## GIVEN TASK
Output only the count of lines that contain "index".

********

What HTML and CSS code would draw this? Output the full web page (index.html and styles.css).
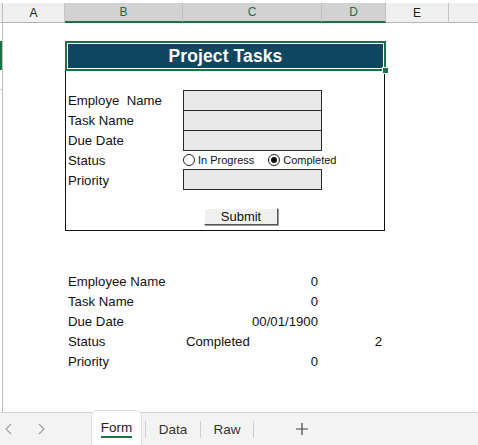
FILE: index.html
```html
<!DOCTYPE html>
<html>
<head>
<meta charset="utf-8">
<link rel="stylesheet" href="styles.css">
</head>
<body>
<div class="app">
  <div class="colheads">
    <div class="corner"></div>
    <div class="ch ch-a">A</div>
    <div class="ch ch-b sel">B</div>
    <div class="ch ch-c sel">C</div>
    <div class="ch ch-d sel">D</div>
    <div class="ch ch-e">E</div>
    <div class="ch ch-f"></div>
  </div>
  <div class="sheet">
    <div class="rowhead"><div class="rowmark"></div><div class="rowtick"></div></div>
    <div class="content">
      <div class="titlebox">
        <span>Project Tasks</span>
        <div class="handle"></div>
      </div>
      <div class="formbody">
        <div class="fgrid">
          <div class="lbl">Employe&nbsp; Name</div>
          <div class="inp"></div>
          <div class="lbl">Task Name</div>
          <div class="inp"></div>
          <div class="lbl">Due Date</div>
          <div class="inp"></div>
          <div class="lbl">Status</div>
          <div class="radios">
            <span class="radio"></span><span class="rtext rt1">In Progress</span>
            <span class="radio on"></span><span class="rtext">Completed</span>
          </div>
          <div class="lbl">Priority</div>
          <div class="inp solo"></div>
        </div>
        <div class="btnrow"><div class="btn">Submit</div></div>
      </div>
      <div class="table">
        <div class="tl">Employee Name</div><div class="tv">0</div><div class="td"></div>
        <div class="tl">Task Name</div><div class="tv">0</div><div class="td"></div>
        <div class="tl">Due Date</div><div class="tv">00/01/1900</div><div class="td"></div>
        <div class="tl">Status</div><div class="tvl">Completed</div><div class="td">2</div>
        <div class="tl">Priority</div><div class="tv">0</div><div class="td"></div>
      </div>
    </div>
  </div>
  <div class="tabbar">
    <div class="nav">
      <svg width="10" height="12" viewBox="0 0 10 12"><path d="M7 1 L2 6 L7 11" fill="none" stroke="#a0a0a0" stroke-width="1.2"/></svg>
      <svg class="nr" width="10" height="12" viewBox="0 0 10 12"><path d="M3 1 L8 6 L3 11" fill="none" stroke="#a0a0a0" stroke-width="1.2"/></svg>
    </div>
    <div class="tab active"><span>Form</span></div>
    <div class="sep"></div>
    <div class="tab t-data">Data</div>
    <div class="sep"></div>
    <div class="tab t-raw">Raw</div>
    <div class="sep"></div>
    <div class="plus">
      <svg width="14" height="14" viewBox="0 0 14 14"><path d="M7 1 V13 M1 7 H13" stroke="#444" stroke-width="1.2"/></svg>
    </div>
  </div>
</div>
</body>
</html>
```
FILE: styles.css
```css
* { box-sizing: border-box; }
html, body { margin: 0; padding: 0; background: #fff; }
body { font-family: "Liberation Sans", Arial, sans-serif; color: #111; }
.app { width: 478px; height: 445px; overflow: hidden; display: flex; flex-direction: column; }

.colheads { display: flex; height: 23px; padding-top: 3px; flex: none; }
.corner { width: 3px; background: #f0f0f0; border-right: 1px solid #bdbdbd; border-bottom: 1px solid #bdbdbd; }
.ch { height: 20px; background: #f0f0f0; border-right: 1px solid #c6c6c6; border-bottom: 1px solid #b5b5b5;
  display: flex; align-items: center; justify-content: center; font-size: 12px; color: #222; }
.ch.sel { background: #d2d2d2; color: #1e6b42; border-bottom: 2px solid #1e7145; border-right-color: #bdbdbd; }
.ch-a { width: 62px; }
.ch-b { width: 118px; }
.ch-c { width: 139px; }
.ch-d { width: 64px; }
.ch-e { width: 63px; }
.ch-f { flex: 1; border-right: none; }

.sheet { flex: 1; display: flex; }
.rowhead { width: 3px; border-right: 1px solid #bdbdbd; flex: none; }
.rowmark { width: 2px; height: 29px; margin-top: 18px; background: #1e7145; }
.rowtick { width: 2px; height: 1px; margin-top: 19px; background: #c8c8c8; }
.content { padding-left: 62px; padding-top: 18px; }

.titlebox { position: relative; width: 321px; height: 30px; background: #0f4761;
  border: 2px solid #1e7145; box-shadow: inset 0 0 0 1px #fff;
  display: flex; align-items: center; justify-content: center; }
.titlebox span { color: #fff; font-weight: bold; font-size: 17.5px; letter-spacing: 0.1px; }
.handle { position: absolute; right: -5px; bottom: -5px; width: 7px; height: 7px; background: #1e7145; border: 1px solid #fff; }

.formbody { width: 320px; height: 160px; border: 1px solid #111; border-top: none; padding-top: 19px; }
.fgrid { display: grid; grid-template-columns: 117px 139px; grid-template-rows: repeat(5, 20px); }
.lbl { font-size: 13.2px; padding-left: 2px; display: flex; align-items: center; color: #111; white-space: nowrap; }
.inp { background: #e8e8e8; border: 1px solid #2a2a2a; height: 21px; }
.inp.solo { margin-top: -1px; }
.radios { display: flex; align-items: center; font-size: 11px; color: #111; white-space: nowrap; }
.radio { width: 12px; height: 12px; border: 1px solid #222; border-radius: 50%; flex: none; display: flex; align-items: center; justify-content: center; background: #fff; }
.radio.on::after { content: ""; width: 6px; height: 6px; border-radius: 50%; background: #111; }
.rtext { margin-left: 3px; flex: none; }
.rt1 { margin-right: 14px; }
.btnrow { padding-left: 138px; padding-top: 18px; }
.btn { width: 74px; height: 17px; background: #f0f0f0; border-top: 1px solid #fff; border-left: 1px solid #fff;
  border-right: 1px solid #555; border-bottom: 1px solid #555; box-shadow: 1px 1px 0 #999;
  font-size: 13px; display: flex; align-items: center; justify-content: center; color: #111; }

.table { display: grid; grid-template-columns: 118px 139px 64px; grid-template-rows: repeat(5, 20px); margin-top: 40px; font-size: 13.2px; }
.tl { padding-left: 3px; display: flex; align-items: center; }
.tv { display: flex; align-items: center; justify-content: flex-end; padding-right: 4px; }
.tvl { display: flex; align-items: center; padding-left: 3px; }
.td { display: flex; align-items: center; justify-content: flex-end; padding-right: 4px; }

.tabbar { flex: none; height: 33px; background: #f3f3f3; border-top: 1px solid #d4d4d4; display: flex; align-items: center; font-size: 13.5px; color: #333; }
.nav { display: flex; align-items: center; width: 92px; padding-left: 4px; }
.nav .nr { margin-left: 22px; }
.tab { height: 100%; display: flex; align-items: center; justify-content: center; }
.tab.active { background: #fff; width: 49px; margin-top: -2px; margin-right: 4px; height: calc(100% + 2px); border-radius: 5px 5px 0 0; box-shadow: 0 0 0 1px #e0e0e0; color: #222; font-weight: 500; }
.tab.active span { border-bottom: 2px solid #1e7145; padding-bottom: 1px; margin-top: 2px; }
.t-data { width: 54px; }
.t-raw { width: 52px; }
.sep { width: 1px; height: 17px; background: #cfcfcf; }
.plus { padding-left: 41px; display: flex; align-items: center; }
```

********

## TASK SOLUTION
2